Sorry guys and girls, I’ve had it. Too many people in this field are confusing things and I need to clarify them for everyone’s sake (including my own). Here’s part 1 of 2 of my Big Data Mythbuster series.
Myth 1: “There is Small Data and Big Data”
Not really. There is just data, full stop. The difference lies within the business approach versus the technology approach. If you follow a technology-agnostic business strategy then even the smallest dataset has a “Big” component to it, and therefore merits a closer look in terms of business value. If that business value is substantial then the datasets could and should be expanded to make the mashed-up sample more meaningful.
For example: Your partner turns 50 and you are wondering whether you want to stay together. You look at him/her and make a decision based purely on the visual information alone. Right? No, you don’t. You think about the good times and the bad times, you think about their shortcomings and strengths, your kids (if any), your financial situation and sooooo much more than just looks. You may even listen to your gut feeling and let emotions influence your decision 😉
All of that is data. So no, a seemingly small question (at least at first glance) has a whole load of implications, consequences and considerations, all of which are dependencies, associations and patterns. Even the smallest decision needs a complete dataset to support it. ‘Complete’ may mean a different size, depending on the question, but there is certainly no small, isolated data that exists in a vacuum.

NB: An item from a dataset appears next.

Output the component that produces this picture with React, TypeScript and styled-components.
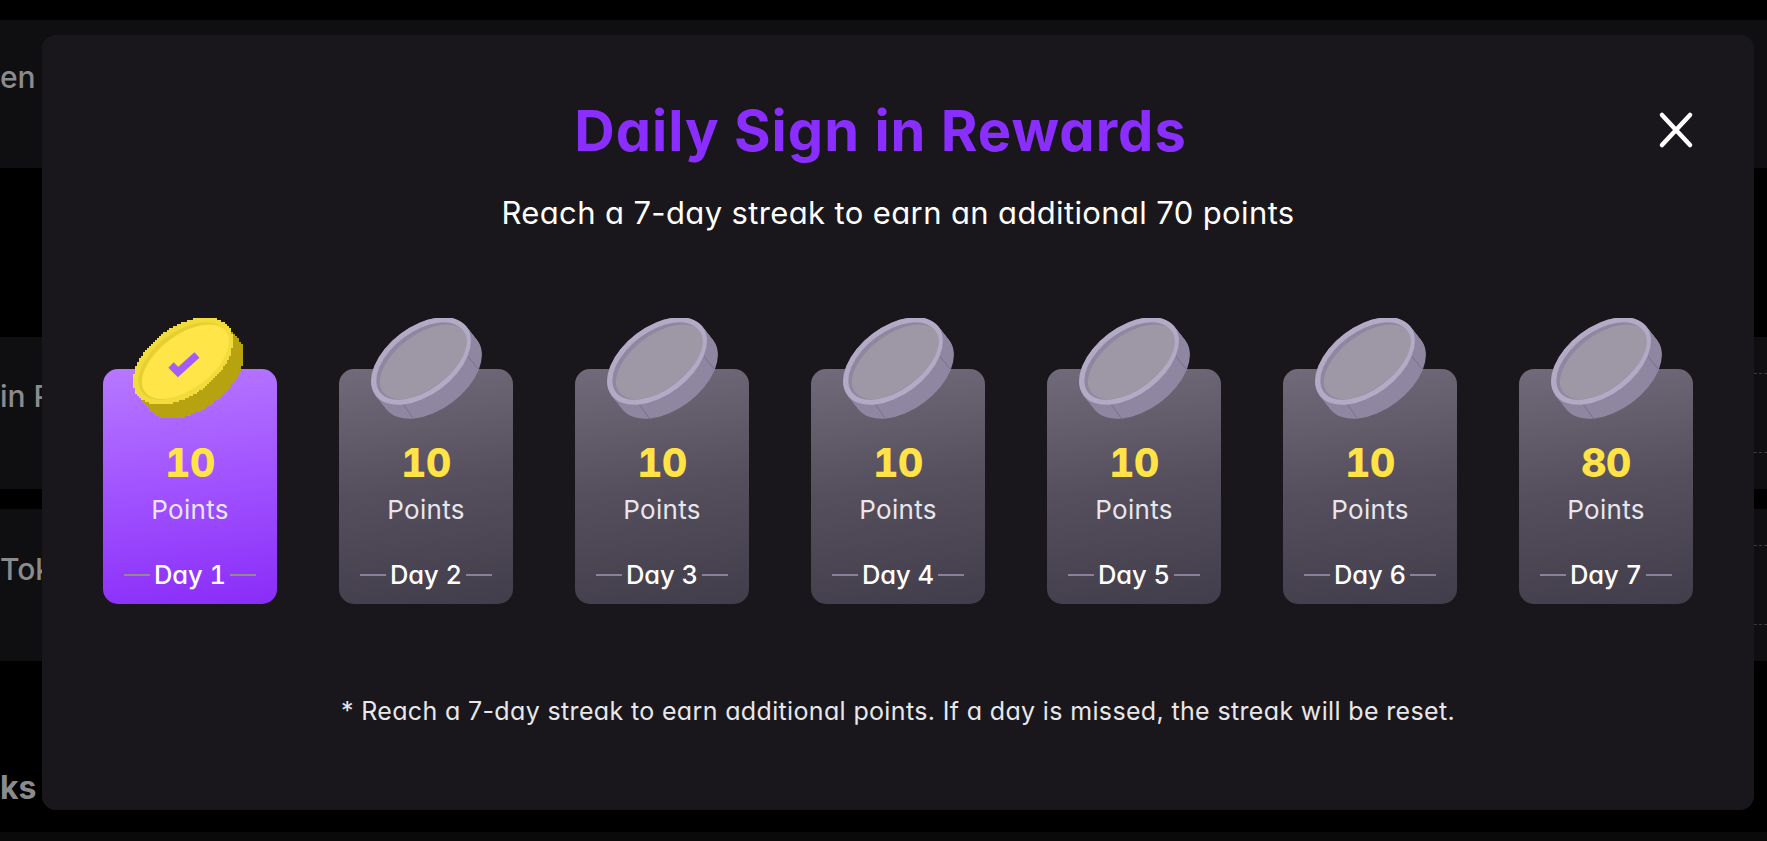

In the business context you have social data, statistical data, more and more historical data, benchmarks, best practices and all the bits and pieces you and your data-universe are creating on a daily basis. Even if you are just a small number of shops selling pizzas, you can still benefit from looking at the bigger picture and drawing informed conclusions based on all the available information.

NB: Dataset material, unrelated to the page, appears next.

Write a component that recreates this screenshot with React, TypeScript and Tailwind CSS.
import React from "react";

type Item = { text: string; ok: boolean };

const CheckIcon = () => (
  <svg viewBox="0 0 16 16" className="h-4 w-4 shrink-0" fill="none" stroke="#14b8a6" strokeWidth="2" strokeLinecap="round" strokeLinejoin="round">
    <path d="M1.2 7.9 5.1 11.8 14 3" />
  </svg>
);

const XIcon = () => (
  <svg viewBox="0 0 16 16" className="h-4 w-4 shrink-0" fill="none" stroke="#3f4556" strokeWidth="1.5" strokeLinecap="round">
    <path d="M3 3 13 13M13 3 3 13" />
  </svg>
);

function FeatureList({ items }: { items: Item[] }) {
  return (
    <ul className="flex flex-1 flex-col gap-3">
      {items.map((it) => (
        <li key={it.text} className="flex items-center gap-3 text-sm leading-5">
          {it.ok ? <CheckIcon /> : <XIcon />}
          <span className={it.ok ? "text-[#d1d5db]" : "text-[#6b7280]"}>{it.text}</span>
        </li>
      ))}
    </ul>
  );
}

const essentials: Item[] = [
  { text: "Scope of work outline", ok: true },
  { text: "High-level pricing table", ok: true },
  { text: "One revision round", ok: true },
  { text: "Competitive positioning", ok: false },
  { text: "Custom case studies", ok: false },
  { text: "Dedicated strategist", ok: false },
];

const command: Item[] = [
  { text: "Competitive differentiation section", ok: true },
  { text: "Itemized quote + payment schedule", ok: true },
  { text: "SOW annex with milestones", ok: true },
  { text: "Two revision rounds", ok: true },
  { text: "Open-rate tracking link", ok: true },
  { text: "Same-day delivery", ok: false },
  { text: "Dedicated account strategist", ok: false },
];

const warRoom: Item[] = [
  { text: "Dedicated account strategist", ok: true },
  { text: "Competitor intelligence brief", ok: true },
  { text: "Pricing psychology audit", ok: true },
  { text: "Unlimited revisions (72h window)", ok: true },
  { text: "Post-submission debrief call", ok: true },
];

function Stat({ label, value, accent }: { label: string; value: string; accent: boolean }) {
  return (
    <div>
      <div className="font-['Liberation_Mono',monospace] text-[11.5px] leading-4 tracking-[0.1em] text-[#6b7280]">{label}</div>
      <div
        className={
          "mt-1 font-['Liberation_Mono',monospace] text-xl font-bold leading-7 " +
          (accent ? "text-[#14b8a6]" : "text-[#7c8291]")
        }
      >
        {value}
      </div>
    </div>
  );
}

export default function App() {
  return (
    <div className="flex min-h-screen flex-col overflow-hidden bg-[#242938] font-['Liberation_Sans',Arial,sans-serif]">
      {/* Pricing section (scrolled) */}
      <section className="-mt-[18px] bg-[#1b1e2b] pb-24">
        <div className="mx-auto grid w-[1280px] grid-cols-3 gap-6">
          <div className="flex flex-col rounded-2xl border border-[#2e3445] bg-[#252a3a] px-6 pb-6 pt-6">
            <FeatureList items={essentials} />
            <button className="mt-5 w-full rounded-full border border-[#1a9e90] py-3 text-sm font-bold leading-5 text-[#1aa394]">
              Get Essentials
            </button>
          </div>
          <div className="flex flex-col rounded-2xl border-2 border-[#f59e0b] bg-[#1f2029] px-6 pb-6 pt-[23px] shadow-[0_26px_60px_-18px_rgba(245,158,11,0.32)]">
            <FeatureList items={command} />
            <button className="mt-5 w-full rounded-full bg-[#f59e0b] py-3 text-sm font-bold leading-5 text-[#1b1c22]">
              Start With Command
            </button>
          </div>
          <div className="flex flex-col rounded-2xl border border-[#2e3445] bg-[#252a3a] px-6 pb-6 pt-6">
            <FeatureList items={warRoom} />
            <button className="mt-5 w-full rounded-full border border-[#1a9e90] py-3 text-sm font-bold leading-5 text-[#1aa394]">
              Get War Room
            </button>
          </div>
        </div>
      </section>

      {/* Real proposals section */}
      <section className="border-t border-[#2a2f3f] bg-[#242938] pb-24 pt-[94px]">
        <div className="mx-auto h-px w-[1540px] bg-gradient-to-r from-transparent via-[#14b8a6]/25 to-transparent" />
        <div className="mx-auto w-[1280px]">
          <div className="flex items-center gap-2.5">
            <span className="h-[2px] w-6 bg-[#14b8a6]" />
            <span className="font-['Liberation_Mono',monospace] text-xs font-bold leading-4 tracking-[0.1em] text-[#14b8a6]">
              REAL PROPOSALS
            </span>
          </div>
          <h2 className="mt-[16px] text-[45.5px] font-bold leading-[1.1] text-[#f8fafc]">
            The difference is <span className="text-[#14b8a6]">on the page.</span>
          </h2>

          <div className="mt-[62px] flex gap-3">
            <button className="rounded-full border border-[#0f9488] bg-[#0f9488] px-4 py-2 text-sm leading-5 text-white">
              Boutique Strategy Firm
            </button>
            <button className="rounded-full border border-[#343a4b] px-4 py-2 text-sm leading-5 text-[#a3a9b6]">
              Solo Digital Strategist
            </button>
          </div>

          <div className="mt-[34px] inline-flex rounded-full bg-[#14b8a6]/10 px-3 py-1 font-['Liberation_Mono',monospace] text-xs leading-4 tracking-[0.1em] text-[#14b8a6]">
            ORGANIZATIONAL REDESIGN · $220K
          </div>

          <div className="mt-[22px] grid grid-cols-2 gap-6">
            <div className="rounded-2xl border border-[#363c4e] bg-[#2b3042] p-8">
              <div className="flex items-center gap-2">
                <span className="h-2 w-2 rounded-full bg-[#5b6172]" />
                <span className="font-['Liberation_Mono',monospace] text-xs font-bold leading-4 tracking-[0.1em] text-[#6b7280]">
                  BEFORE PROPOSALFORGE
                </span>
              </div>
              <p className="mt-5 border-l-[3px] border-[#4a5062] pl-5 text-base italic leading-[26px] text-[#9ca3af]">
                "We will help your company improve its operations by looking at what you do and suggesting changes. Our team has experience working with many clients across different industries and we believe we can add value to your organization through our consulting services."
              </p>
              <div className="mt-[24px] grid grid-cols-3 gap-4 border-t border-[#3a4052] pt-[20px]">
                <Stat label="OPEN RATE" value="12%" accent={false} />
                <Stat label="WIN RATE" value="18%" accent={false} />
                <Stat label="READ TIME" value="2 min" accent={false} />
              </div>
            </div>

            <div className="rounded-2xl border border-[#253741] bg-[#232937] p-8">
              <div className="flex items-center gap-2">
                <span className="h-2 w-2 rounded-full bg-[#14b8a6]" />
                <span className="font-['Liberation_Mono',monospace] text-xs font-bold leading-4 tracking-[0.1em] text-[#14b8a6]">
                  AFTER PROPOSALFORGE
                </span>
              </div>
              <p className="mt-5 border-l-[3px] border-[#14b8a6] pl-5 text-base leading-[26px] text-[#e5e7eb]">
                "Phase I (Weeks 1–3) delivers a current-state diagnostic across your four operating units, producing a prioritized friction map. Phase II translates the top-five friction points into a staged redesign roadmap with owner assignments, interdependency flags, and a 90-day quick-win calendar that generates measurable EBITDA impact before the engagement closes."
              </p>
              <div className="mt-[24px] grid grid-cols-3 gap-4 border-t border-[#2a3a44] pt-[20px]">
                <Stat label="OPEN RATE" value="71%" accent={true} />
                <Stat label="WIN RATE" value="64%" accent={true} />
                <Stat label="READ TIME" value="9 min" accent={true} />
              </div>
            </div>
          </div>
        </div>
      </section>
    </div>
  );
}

Myth 2: “It is easy to find Data Scientists”
Nope, it isn’t. Because you need Coders, who understand maths. You need Mathematicians who understand how to write code. You need business-minded people who understand both, and subject matter experts who understand data, coding, maths and business-minded people who have a grasp of all of the above. Then you can assemble the team which will remotely resemble your idea of a good Data Scientist. Ahh and you need a manager who has done that before, ideally…
These days everyone that has ever used a calculator thinks he is a Data Scientist, but it will be quite some time until these various disciplines come together and create the perfect hybrid – if ever.
One would expect a consultant to state that companies need consultants for that set of tasks and I strive to not disappoint. You need help from companies like ours. Not people flogging software, but actually people that have assembled teams to solve the skills-challenge described above. We’ve been building a few teams like these above and let me tell you: It is quite a journey!
Myth 3: “Cognitive is needed to do Big Data”
By cognitive I mean artificial intelligence (A.I.) and Machine Learning. These are separate fields that have never actually been applied in a business centric Big Data project as far as we know. There is talk, there is PowerPoint-ware and then there is real life. In real life, over 85% of all analytics challenges are simple statistical computations that can be done on a calculator and don’t even need an algorithm. (Free Buster-Bonus Algorithms are time intensive and difficult to develop – find a list of the common most ones here).
If you want to go all Watson than you need to massage data for a very long time before you can get meaningful insight resulting from cognitive technology. Don’t get me wrong, I love tools such as Watson as they stir the inner-geek in me, but in terms of real-life applications for the average company, it will be a while until technologies converge. Right now, A.I. needs data, but big data does not need A.I.